Monday, July 6, 2009

It's so Hard to be Wrong

Why is it so hard to be wrong? I guess this should come with a short disclaimer. I'm talking about everyone else. I'm never wrong. This is about everyone else. Really.

But it's so hard to be wrong. I watch my son do something without any thought to the consequences and then allow him to suffer the consequences and tell him why he's suffering them. He comes up with an excuse that is so ridiculously transparent that even he can see it. Why? Because it sucks to be wrong.

It took me several years to admit that my eating habits were terrible. Why? Possibly because I just wanted to eat whatever I want, but I think it goes deeper than that.

I used to think it was because a person was too prideful. I think that may be part of it. But I think it's actually a little deeper still.

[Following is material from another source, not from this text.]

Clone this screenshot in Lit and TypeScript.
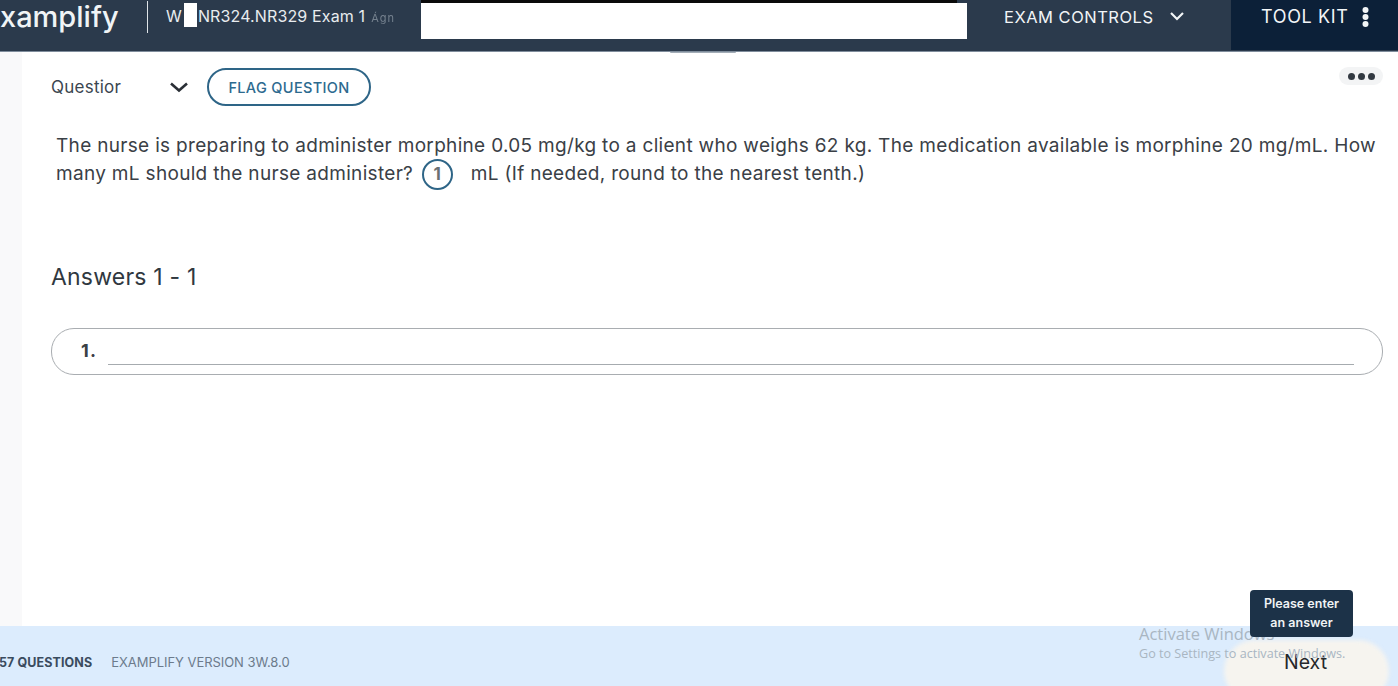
import { LitElement, css, html } from 'lit';
import { customElement } from 'lit/decorators.js';

@customElement('app-root')
export class AppRoot extends LitElement {
  static styles = css`
    :host {
      display: block;
      width: 1398px;
      height: 686px;
      overflow: hidden;
      position: relative;
      background: #fff;
      font-family: Inter, 'Liberation Sans', sans-serif;
    }

    * {
      box-sizing: border-box;
    }

    .page {
      display: flex;
      flex-direction: column;
      height: 686px;
    }

    /* top bar */
    .header {
      display: flex;
      align-items: stretch;
      flex: 0 0 52px;
      background: #2b3a4c;
      border-bottom: 1px solid #7f8d9c;
      color: #f2f5f7;
    }

    .logo {
      flex: 0 0 147px;
      font-size: 29px;
      line-height: 33px;
      font-weight: 500;
      letter-spacing: 0;
      color: #f0f4f6;
    }

    .logo-rule {
      flex: 0 0 1px;
      height: 32px;
      margin-top: 1px;
      background: #dfe4e8;
    }

    .exam-title {
      flex: 0 0 856px;
      padding: 6px 0 0 18px;
      font-size: 16px;
      line-height: 20px;
      letter-spacing: 0.13px;
      white-space: nowrap;
      color: #e8ecef;
    }

    .hidden-gap {
      display: inline-block;
      width: 16px;
    }

    .controls {
      display: flex;
      align-items: flex-start;
      gap: 16px;
      flex: 0 0 227px;
      padding: 7px 0 0 0;
      font-size: 16.5px;
      line-height: 20px;
      letter-spacing: 0.5px;
      white-space: nowrap;
    }

    .controls svg {
      margin-top: 5px;
    }

    .toolkit {
      display: flex;
      align-items: flex-start;
      gap: 13px;
      flex: 1;
      margin-bottom: 1px;
      padding: 6px 0 0 30px;
      background: #0c2038;
      font-size: 18px;
      line-height: 21px;
      letter-spacing: 0.65px;
      white-space: nowrap;
    }

    .toolkit svg {
      margin-top: 1px;
    }

    /* redacted patches */
    .patch {
      position: absolute;
      background: #fff;
    }

    .patch-letter {
      left: 184px;
      top: 3px;
      width: 13px;
      height: 24px;
    }

    .patch-title {
      left: 421px;
      top: 3px;
      width: 546px;
      height: 36px;
    }

    .patch-top {
      position: absolute;
      left: 421px;
      top: 0;
      width: 536px;
      height: 3px;
      background: #0a0a0a;
    }

    .blur-mark {
      display: inline-block;
      margin-left: 6px;
      font-size: 11px;
      letter-spacing: 1px;
      color: #75818e;
      filter: blur(0.6px);
    }

    .header-notch {
      position: absolute;
      left: 670px;
      top: 52px;
      width: 66px;
      height: 1px;
      border-radius: 0 0 33px 33px;
      background: #a3adb7;
    }

    /* body */
    .body {
      display: flex;
      flex: 1;
      min-height: 0;
    }

    .gutter {
      flex: 0 0 22px;
      background: #f9f9fa;
    }

    .content {
      flex: 1;
      padding: 16px 15px 0 29px;
      min-width: 0;
    }

    .question-bar {
      display: flex;
      align-items: center;
      height: 38px;
    }

    .question-label {
      width: 119px;
      font-size: 17px;
      letter-spacing: 0.25px;
      color: #3b4650;
    }

    .flag {
      display: flex;
      align-items: center;
      justify-content: center;
      width: 164px;
      height: 38px;
      margin-left: 19px;
      border: 2px solid #2e6587;
      border-radius: 19px;
      font-size: 14.5px;
      font-weight: 500;
      letter-spacing: 0.35px;
      color: #2d6a8f;
    }

    .more {
      display: flex;
      align-items: center;
      justify-content: center;
      gap: 3px;
      width: 44px;
      height: 18px;
      margin: -39px 0 0 auto;
      border-radius: 9px;
      background: #f3f4f5;
    }

    .more i {
      width: 7px;
      height: 7px;
      border-radius: 50%;
      background: #333a42;
    }

    .stem {
      width: 1330px;
      margin: 47px 0 0 5px;
      font-size: 19px;
      line-height: 28px;
      letter-spacing: 0.315px;
      color: #3a4046;
    }

    .blank {
      display: inline-flex;
      align-items: center;
      justify-content: center;
      width: 31px;
      height: 31px;
      margin: -5px 18px -5px 3px;
      border: 2px solid #2e6587;
      border-radius: 50%;
      vertical-align: 0;
      font-size: 17px;
      font-weight: 700;
      color: #6b6f72;
    }

    h2 {
      margin: 74px 0 0;
      font-size: 23px;
      line-height: 30px;
      font-weight: 400;
      letter-spacing: 0.2px;
      color: #30383f;
    }

    .answer {
      display: flex;
      align-items: flex-end;
      height: 47px;
      margin-top: 36px;
      padding: 0 28px 9px 29px;
      border: 1px solid #a9adb1;
      border-radius: 23px;
    }

    .answer-num {
      width: 27px;
      padding-bottom: 2px;
      font-size: 18px;
      line-height: 24px;
      font-weight: 700;
      letter-spacing: 1.2px;
      color: #3b4045;
    }

    .answer-line {
      flex: 1;
      height: 1px;
      background: #a6abaf;
    }

    /* footer */
    .footer {
      display: flex;
      align-items: center;
      flex: 0 0 60px;
      padding-top: 12px;
      background: #dcecfd;
      font-size: 12.5px;
      white-space: nowrap;
    }

    .count {
      margin-left: -1px;
      font-weight: 700;
      letter-spacing: 0.1px;
      color: #3a4b5e;
    }

    .version {
      margin-left: 19px;
      font-size: 13px;
      letter-spacing: -0.05px;
      color: #6c7b8c;
    }

    /* things lying over the footer */
    .next-blob {
      position: absolute;
      left: 1224px;
      top: 640px;
      width: 165px;
      height: 62px;
      border-radius: 31px;
      background: #f6f4ef;
      filter: blur(2px);
    }

    .next {
      position: absolute;
      left: 1284px;
      top: 651px;
      font-size: 19.5px;
      line-height: 23px;
      color: #26282b;
    }

    .activate {
      position: absolute;
      left: 1139px;
      top: 623px;
      font-family: 'Open Sans', sans-serif;
      color: #a9b6c2;
      white-space: nowrap;
    }

    .activate b {
      display: block;
      font-size: 16.5px;
      line-height: 22px;
      font-weight: 400;
    }

    .activate span {
      display: block;
      font-size: 12.6px;
      line-height: 17px;
    }

    .tip {
      position: absolute;
      left: 1250px;
      top: 590px;
      width: 103px;
      height: 47px;
      padding-top: 4px;
      border-radius: 4px;
      background: #1c3248;
      color: #f0f3f5;
      font-size: 12.5px;
      line-height: 19px;
      font-weight: 600;
      text-align: center;
    }
  `;

  render() {
    return html`
      <div class="page">
        <header class="header">
          <div class="logo">xamplify</div>
          <div class="logo-rule"></div>
          <div class="exam-title">
            W<span class="hidden-gap"></span>NR324.NR329 Exam 1<span class="blur-mark">Ágn</span>
          </div>
          <div class="controls">
            EXAM CONTROLS
            <svg width="14" height="9" viewBox="0 0 14 9" fill="none" stroke="#f2f5f7" stroke-width="2.2">
              <path d="M1 1l6 6 6-6" />
            </svg>
          </div>
          <div class="toolkit">
            TOOL KIT
            <svg width="7" height="20" viewBox="0 0 7 20" fill="#f2f5f7">
              <circle cx="3.5" cy="3" r="3" />
              <circle cx="3.5" cy="10" r="3" />
              <circle cx="3.5" cy="17" r="3" />
            </svg>
          </div>
        </header>

        <div class="body">
          <div class="gutter"></div>
          <main class="content">
            <div class="question-bar">
              <span class="question-label">Questior</span>
              <svg width="18" height="11" viewBox="0 0 18 11" fill="none" stroke="#2a2f36" stroke-width="2.6">
                <path d="M1 1.5l8 7 8-7" />
              </svg>
              <div class="flag">FLAG QUESTION</div>
            </div>
            <div class="more"><i></i><i></i><i></i></div>
            <p class="stem">
              The nurse is preparing to administer morphine 0.05 mg/kg to a client who weighs 62 kg. The
              medication available is morphine 20 mg/mL. How many mL should the nurse administer?
              <span class="blank">1</span>mL (If needed, round to the nearest tenth.)
            </p>
            <h2>Answers 1 - 1</h2>
            <div class="answer">
              <span class="answer-num">1.</span>
              <span class="answer-line"></span>
            </div>
          </main>
        </div>

        <footer class="footer">
          <span class="count">57 QUESTIONS</span>
          <span class="version">EXAMPLIFY VERSION 3W.8.0</span>
        </footer>
      </div>

      <div class="header-notch"></div>
      <div class="patch patch-letter"></div>
      <div class="patch-top"></div>
      <div class="patch patch-title"></div>
      <div class="next-blob"></div>
      <div class="next">Next</div>
      <div class="activate"><b>Activate Windows</b><span>Go to Settings to activate Windows.</span></div>
      <div class="tip">Please enter<br />an answer</div>
    `;
  }
}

I believe that one of the most difficult things to do is to admit when you are wrong simply because you are such a good person. One of your most fervent desires, one of those desires that you hold deep down close to the center of your heart, is to be right. To be good. To not make mistakes. When we discover that we've made a mistake in judgement, it hurts us to the core because we want to be good people, and we've associated being wrong with being bad, or at least something less than good.

Sometimes, when a person makes a mistake in judgement, he or she causes hurt to others. Sometimes this hurt is minimal, but sometimes it is very damaging to one or even many people. How very difficult it is to admit fault when the judgement you make caused hurt to even those you love. The friend who drives drunk. The frozen turkey-thrower of a few years ago. The parents who were raised on donuts and soft drinks who raise their own kids on similar things. The father who creates in his own son a low self-esteem while his desire was to improve the boy. Yes, all of these things harm our loved ones, and yet we many times cannot admit to that harm because it hurts us to the very center. We wanted to do right, and now we feel that the damage we've done in innocence is irreparable. And so we avoid the truth and hurt even more.

I believe that whether you are a religious person or not, the most life-giving concept you can understand is forgiveness. If a person can see plainly what has happened and then forgive himself for his mistakes, he then has the ability to move on. If he cannot do so, then he will be stuck in his own hell forever. The ability to admit ones mistakes is lifegiving to all involved. It allows for vibrant abundance where there was only a stunted hope of progress and growth. It literally allows freedom to make better choices later.

So while most of us find ourselves capable of forgiving others, let's now practice something that (for most people), seems to be much more difficult. Forgiving ourselves.